Dramatic Irony: What the Reader Knows and the Characters Don't
Atwood creates dramatic irony in the first part of the text through telling us that the narrator had a husband and a child, but letting the other characters believe that she did not have them. For example, Anna tells the narrator she is lucky she did not have kids so her breakup was easier, but the reader knows that she did indeed have a child. Of course, the even greater irony is that we find out that we too did not have all of the information, as the narrator made up her story and her memories, and there was in fact no husband or child at all.
Situational Irony: Love
The narrator looks down at Joe while he is sleeping and thinks, "Perhaps that was the only time there could be anything like love, when he was asleep, demanding nothing." Though she is not trying to be ironic, there is a certain irony to this statement: how can she love someone who is asleep, who is dead to world and can give and take absolutely nothing?

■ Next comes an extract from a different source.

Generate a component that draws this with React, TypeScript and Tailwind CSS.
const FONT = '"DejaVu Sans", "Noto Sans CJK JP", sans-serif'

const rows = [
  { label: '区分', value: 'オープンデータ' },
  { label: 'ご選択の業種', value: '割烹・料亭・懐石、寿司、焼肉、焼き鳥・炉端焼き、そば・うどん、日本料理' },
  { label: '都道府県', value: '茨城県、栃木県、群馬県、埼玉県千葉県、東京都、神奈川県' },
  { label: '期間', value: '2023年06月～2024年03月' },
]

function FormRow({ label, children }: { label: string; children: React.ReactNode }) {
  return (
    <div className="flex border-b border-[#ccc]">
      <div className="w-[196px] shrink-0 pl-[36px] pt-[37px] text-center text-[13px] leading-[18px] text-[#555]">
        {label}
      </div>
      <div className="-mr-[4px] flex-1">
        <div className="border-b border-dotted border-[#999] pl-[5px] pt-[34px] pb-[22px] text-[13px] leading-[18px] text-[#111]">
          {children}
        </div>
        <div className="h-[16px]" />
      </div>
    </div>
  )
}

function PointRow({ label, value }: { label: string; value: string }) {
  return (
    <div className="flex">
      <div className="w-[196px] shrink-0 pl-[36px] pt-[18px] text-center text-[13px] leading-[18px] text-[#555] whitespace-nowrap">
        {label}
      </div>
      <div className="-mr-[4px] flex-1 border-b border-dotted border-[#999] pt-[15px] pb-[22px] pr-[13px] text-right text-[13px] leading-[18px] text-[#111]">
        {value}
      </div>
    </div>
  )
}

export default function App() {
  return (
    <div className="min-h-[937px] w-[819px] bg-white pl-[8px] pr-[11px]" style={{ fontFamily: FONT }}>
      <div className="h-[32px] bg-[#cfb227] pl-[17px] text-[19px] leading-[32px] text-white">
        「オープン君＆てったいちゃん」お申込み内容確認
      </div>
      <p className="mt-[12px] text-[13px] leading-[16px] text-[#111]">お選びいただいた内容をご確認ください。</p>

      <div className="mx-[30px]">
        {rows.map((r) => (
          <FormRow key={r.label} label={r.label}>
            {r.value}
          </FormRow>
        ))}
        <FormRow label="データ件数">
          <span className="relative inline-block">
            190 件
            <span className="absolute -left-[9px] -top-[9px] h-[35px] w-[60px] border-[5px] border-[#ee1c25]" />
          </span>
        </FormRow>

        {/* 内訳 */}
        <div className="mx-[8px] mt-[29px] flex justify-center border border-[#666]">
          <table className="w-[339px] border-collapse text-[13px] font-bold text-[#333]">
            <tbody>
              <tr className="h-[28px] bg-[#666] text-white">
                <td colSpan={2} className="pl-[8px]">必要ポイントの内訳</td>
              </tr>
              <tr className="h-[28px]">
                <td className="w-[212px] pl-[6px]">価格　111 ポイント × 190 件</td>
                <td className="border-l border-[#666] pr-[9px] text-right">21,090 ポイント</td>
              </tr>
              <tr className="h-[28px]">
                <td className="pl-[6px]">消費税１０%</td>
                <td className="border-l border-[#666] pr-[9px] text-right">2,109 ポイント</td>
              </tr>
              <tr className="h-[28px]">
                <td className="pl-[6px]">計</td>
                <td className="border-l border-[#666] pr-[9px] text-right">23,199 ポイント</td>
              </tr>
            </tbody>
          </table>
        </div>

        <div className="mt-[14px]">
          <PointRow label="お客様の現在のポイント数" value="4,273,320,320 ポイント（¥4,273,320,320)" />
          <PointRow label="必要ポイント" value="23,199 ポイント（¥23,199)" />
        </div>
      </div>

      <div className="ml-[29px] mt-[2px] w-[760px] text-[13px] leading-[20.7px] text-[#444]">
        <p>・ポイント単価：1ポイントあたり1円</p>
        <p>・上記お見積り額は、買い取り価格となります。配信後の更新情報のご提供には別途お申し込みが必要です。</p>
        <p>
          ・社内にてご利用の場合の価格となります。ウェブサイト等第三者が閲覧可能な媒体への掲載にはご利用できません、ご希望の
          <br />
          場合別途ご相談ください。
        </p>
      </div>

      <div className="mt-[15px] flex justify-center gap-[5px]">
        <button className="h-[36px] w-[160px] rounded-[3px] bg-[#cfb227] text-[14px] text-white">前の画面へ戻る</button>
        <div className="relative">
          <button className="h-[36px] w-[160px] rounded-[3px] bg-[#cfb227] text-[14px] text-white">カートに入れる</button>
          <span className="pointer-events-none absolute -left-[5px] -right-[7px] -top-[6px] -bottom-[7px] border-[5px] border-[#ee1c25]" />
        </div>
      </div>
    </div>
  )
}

Situational Irony: Americans
The narrator and her companions are sure the loud, obnoxious, and violent powerboat-driving, heron-killing, over-fishing men are Americans, but they turn out to be Canadians. This is disturbingly ironic for the four, who associate such noxious traits with their southern neighbors and not with their own countrymen. It forces the narrator—and the reader—to see that negative traits are not wholly the providence of one group of people; after all, David is a misogynist, Anna is fake, and Joe is aggressive and practically a rapist.
Verbal Irony: David and His Film
The narrator is being a little ironic in the way she recounts David's role as the "director" of the film. She notes that he has no experience and he has no idea what the film is even going to be about; she sensibly wonders how he is supposed to know what to film when he does not know what it is about. Though her irony is muted, it is still present.